● **DATA ROWS**:
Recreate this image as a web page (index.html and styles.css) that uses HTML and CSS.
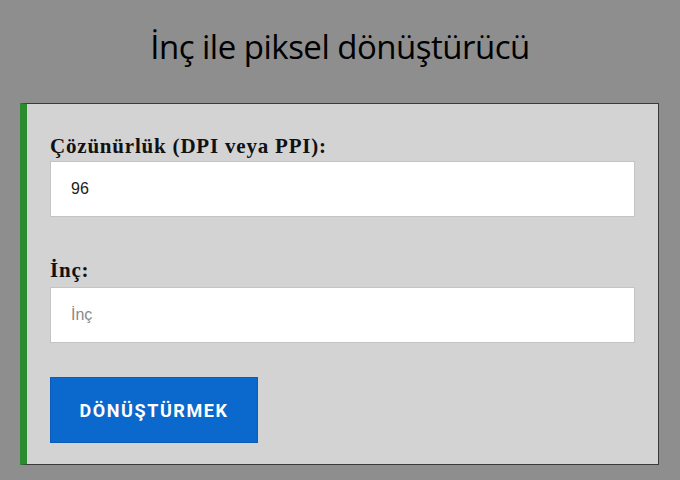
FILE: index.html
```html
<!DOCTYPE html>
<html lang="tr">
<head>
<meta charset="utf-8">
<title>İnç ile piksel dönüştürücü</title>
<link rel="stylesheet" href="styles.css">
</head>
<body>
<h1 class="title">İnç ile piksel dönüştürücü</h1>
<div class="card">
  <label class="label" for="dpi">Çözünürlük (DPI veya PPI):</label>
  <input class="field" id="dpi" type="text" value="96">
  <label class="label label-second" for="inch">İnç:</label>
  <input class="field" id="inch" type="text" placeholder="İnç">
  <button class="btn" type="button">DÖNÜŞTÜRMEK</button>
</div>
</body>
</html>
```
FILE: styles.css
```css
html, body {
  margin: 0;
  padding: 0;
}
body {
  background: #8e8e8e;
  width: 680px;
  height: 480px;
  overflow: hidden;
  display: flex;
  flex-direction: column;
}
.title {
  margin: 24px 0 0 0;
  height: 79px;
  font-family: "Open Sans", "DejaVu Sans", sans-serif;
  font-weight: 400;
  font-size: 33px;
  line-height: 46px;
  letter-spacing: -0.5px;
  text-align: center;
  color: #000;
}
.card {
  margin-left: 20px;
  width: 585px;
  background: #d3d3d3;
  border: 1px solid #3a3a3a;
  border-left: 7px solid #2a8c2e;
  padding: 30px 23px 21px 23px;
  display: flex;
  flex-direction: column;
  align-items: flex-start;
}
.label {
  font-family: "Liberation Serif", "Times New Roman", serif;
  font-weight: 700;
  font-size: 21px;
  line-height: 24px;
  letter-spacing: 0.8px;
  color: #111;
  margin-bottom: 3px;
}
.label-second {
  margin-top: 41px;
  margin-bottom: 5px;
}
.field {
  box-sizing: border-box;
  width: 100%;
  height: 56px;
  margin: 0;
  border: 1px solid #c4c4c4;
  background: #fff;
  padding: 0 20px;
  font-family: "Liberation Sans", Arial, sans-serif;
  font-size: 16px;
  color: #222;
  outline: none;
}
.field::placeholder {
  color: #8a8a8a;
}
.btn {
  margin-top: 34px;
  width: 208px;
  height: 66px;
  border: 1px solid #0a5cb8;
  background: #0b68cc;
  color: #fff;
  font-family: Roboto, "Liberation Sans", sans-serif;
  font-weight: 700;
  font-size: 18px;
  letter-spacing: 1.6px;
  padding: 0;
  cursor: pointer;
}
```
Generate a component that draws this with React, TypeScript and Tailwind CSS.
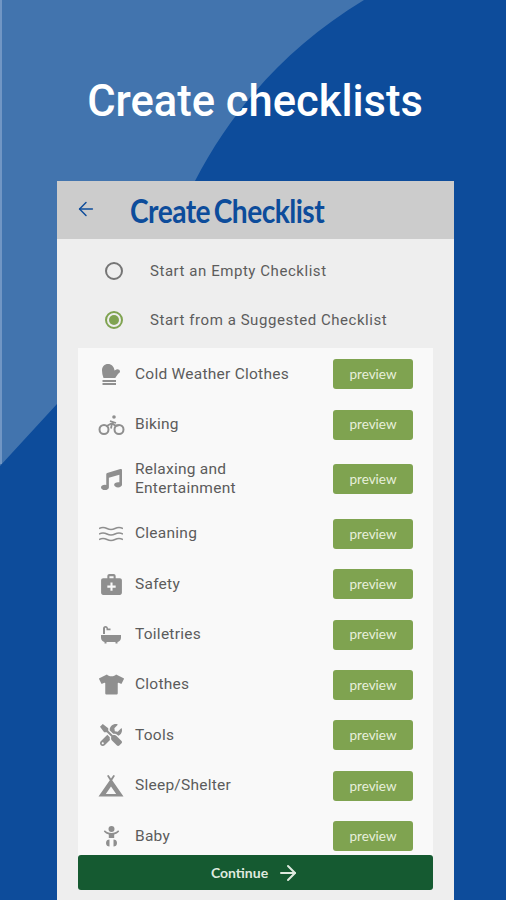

● **TASK GOAL**: Transcribe the preceding listing in its entirety and with exact wording, leaving out pictures.

● **RESULT OF THE EXERCISE**:
Recreate this image as a web page (index.html and styles.css) that uses HTML and CSS.
FILE: index.html
```html
<!DOCTYPE html>
<html lang="tr">
<head>
<meta charset="utf-8">
<title>İnç ile piksel dönüştürücü</title>
<link rel="stylesheet" href="styles.css">
</head>
<body>
<h1 class="title">İnç ile piksel dönüştürücü</h1>
<div class="card">
  <label class="label" for="dpi">Çözünürlük (DPI veya PPI):</label>
  <input class="field" id="dpi" type="text" value="96">
  <label class="label label-second" for="inch">İnç:</label>
  <input class="field" id="inch" type="text" placeholder="İnç">
  <button class="btn" type="button">DÖNÜŞTÜRMEK</button>
</div>
</body>
</html>
```
FILE: styles.css
```css
html, body {
  margin: 0;
  padding: 0;
}
body {
  background: #8e8e8e;
  width: 680px;
  height: 480px;
  overflow: hidden;
  display: flex;
  flex-direction: column;
}
.title {
  margin: 24px 0 0 0;
  height: 79px;
  font-family: "Open Sans", "DejaVu Sans", sans-serif;
  font-weight: 400;
  font-size: 33px;
  line-height: 46px;
  letter-spacing: -0.5px;
  text-align: center;
  color: #000;
}
.card {
  margin-left: 20px;
  width: 585px;
  background: #d3d3d3;
  border: 1px solid #3a3a3a;
  border-left: 7px solid #2a8c2e;
  padding: 30px 23px 21px 23px;
  display: flex;
  flex-direction: column;
  align-items: flex-start;
}
.label {
  font-family: "Liberation Serif", "Times New Roman", serif;
  font-weight: 700;
  font-size: 21px;
  line-height: 24px;
  letter-spacing: 0.8px;
  color: #111;
  margin-bottom: 3px;
}
.label-second {
  margin-top: 41px;
  margin-bottom: 5px;
}
.field {
  box-sizing: border-box;
  width: 100%;
  height: 56px;
  margin: 0;
  border: 1px solid #c4c4c4;
  background: #fff;
  padding: 0 20px;
  font-family: "Liberation Sans", Arial, sans-serif;
  font-size: 16px;
  color: #222;
  outline: none;
}
.field::placeholder {
  color: #8a8a8a;
}
.btn {
  margin-top: 34px;
  width: 208px;
  height: 66px;
  border: 1px solid #0a5cb8;
  background: #0b68cc;
  color: #fff;
  font-family: Roboto, "Liberation Sans", sans-serif;
  font-weight: 700;
  font-size: 18px;
  letter-spacing: 1.6px;
  padding: 0;
  cursor: pointer;
}
```
Generate a component that draws this with React, TypeScript and Tailwind CSS.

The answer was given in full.